Principal component analysis

Summary

Image processing

First come the principal components…

When the Earth is seen from on high, the natural landscapes’ ranges of colours are surprisingly limited and there are very few bright colours. Seen from space, the temperate continental areas look green and the vast desert regions’ palettes are dominated by grey, beige, and brown.

This explains why, when the pictures are converted into digital images, the corresponding histograms of the Earth’s surface show little contrast and the spectral components do not vary independently.

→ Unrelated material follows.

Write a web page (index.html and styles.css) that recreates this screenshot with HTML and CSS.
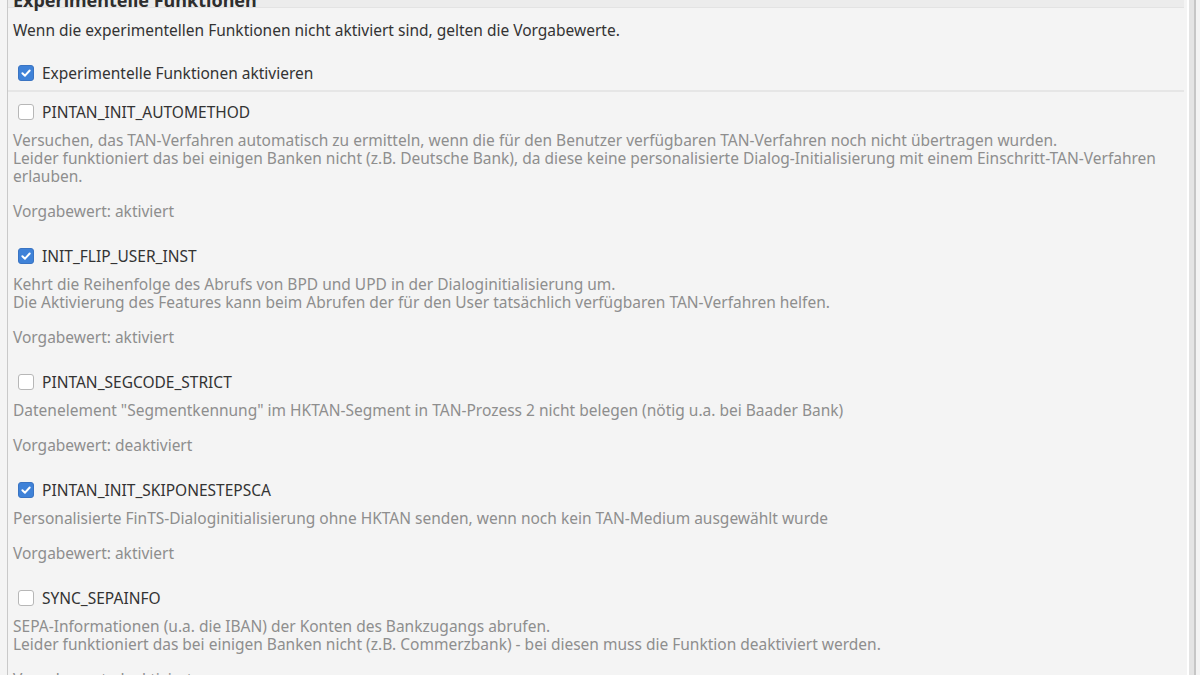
FILE: index.html
```html
<!DOCTYPE html>
<html lang="de">
<head>
<meta charset="utf-8">
<title>Experimentelle Funktionen</title>
<link rel="stylesheet" href="styles.css">
</head>
<body>
<div class="window">
  <div class="panel">
    <div class="title-bar"><h2 class="title">Experimentelle Funktionen</h2></div>
    <p class="intro">Wenn die experimentellen Funktionen nicht aktiviert sind, gelten die Vorgabewerte.</p>
    <label class="check master"><span class="box on"><svg viewBox="0 0 14 14"><path d="M3.4 7.2 L6 9.7 L10.7 4.5" /></svg></span>Experimentelle Funktionen aktivieren</label>
    <div class="sep"></div>

    <div class="feature">
      <label class="check"><span class="box"></span>PINTAN_INIT_AUTOMETHOD</label>
      <p class="desc">Versuchen, das TAN-Verfahren automatisch zu ermitteln, wenn die für den Benutzer verfügbaren TAN-Verfahren noch nicht übertragen wurden.<br>Leider funktioniert das bei einigen Banken nicht (z.B. Deutsche Bank), da diese keine personalisierte Dialog-Initialisierung mit einem Einschritt-TAN-Verfahren erlauben.</p>
      <p class="desc default">Vorgabewert: aktiviert</p>
    </div>

    <div class="feature">
      <label class="check"><span class="box on"><svg viewBox="0 0 14 14"><path d="M3.4 7.2 L6 9.7 L10.7 4.5" /></svg></span>INIT_FLIP_USER_INST</label>
      <p class="desc">Kehrt die Reihenfolge des Abrufs von BPD und UPD in der Dialoginitialisierung um.<br>Die Aktivierung des Features kann beim Abrufen der für den User tatsächlich verfügbaren TAN-Verfahren helfen.</p>
      <p class="desc default">Vorgabewert: aktiviert</p>
    </div>

    <div class="feature">
      <label class="check"><span class="box"></span>PINTAN_SEGCODE_STRICT</label>
      <p class="desc">Datenelement "Segmentkennung" im HKTAN-Segment in TAN-Prozess 2 nicht belegen (nötig u.a. bei Baader Bank)</p>
      <p class="desc default">Vorgabewert: deaktiviert</p>
    </div>

    <div class="feature">
      <label class="check"><span class="box on"><svg viewBox="0 0 14 14"><path d="M3.4 7.2 L6 9.7 L10.7 4.5" /></svg></span>PINTAN_INIT_SKIPONESTEPSCA</label>
      <p class="desc">Personalisierte FinTS-Dialoginitialisierung ohne HKTAN senden, wenn noch kein TAN-Medium ausgewählt wurde</p>
      <p class="desc default">Vorgabewert: aktiviert</p>
    </div>

    <div class="feature">
      <label class="check"><span class="box"></span>SYNC_SEPAINFO</label>
      <p class="desc">SEPA-Informationen (u.a. die IBAN) der Konten des Bankzugangs abrufen.<br>Leider funktioniert das bei einigen Banken nicht (z.B. Commerzbank) - bei diesen muss die Funktion deaktiviert werden.</p>
      <p class="desc default">Vorgabewert: deaktiviert</p>
    </div>
  </div>
  <div class="gutter"></div>
</div>
</body>
</html>
```
FILE: styles.css
```css
html, body {
  margin: 0;
  padding: 0;
  height: 100%;
  overflow: hidden;
  background: #f8f8f8;
}
body {
  font-family: "Noto Sans", "Open Sans", sans-serif;
  font-size: 15.5px;
  color: #333333;
}
.window {
  display: flex;
  height: 675px;
  padding-left: 7px;
  background: #f4f4f4;
}
.panel {
  width: 1176px;
  border-left: 1px solid #c9c9c9;
  background: #f4f4f4;
  padding-right: 2px;
  overflow: hidden;
}
.gutter {
  width: 5px;
  border-left: 2px solid #ffffff;
  border-right: 2px solid #c6c6c6;
  background: #e4e4e4;
  margin-left: 1px;
  margin-right: 3px;
}
.title-bar {
  height: 7px;
  background: #ececec;
  border-bottom: 1px solid #e3e3e3;
  position: relative;
}
.title {
  margin: 0;
  position: absolute;
  left: 5px;
  bottom: -3px;
  font-size: 18px;
  font-weight: bold;
  line-height: 20px;
  color: #2e2e2e;
  white-space: nowrap;
}
.intro {
  margin: 14px 0 0 5px;
  line-height: 17px;
}
.check {
  display: flex;
  align-items: center;
  gap: 8px;
  line-height: 18px;
}
.master {
  margin: 25px 0 0 10px;
}
.sep {
  height: 2px;
  background: #e6e6e6;
  margin: 8px 0 0 0;
}
.box {
  width: 14px;
  height: 14px;
  border: 1px solid #b7b7b7;
  border-radius: 3px;
  background: #ffffff;
  flex: none;
  display: flex;
}
.box.on {
  background: #3f82d8;
  border-color: #3a74c2;
}
.box svg {
  width: 14px;
  height: 14px;
}
.box svg path {
  fill: none;
  stroke: #ffffff;
  stroke-width: 2;
  stroke-linecap: round;
  stroke-linejoin: round;
}
.feature {
  padding: 8px 0 0 0;
}
.sep + .feature {
  padding-top: 11px;
}
.feature .check {
  margin-left: 10px;
}
.desc {
  margin: 10px 0 0 5px;
  line-height: 18px;
  color: #8e8e8e;
}
.desc.default {
  margin-top: 17px;
  margin-bottom: 19px;
}
```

If the red and green components of a digital image are represented in a two-dimensional histogram (scattergram), it immediately becomes clear that remote sensing images (bottom) comprise only a small number of colours compared with a highly coloured photograph of nature (top).
The shape of the remote sensing image’s scattergram (all of the spectral vectors are clustered along the diagonal) reveals a strong correlation between the channels. When a pixel has a high value in the red band, it’s a good bet that it will also have a high value in the green band. This means that the various spectral components add little information to the picture, which could be interpreted practically like a black-and-white picture.

The aim of principal component analysis is to reorganise the data so that they are no longer correlated (that is to say, they become independent). An interesting feature of this transformation, when it is applied to data embracing several spectral bands, is that it concentrates almost all of the information in the first two or three components. The other components generally contain only noise. If only the most significant components are analysed, the volume of data to process can be greatly reduced.
Interpreting the image becomes more complicated, but this technique is very effective in many cases.